With his slow, slightly pompous rhetorical style, furious but faintly patrician tone, support for the death penalty, and use as a political backdrop of his Gloucestershire farm – a long way, in all senses, from his much less prosperous Great Yarmouth constituency – Lowe sometimes comes across like an old-fashioned Conservative hardliner, but gripped by even more rightwing ideas. He recently described himself as “a true Tory if I were anything”, yet much of the style and content of Restore’s politics comes from much younger, more clearly ideological men, such as the ultra-conservative writer and activist Harrison Pitt.
In a 2025 GB News interview, Pitt spoke with confident fluency about “restoring Britain’s demographics” as a “homogenous homeland” through “remigration”, which would require “a mixture of negative and positive incentives”. His language felt chillingly euphemistic – or, for those on the furthest edges of Britain’s nationalist right, full of possibilities.
In the mid-1970s, another time of turmoil, retired soldiers such as General Sir Walter Walker pledged to save Britain by forming private armies, acquiring political influence or actual power, and either pushing or actively pursuing authoritarian policies. This alarming, largely forgotten period did not last long, but some of its spirit was absorbed by Margaret Thatcher’s subsequent, sometimes militaristic and draconian government.

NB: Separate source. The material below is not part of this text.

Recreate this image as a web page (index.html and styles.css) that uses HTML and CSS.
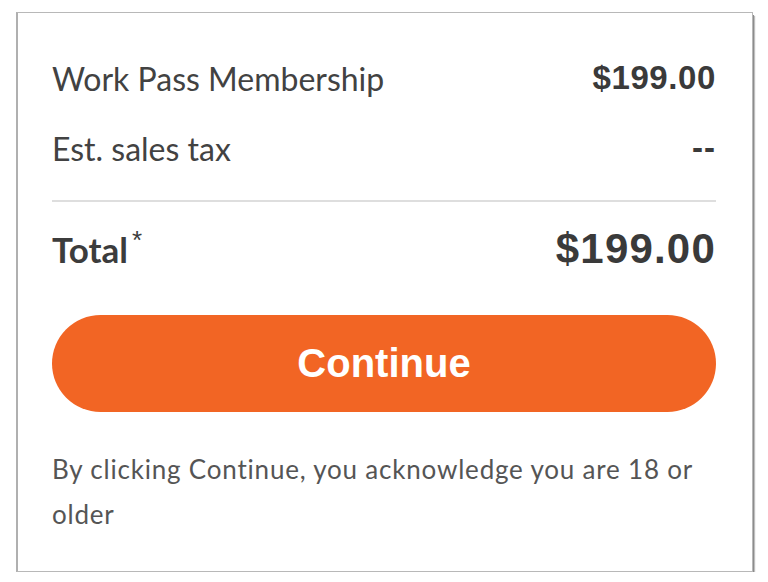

In recent days, both Reform and the Tories appear to have responded to Restore’s advance by extending the boundaries of their own politics: Farage with his call for “pure, cold rage”, and Kemi Badenoch asking for the exercise of “common sense” to replace some of the state’s protections for minorities. With Lowe as its sole MP, and like Reform largely bypassing parliament, Restore is changing the atmosphere of politics. Such is the ominous state of our democracy.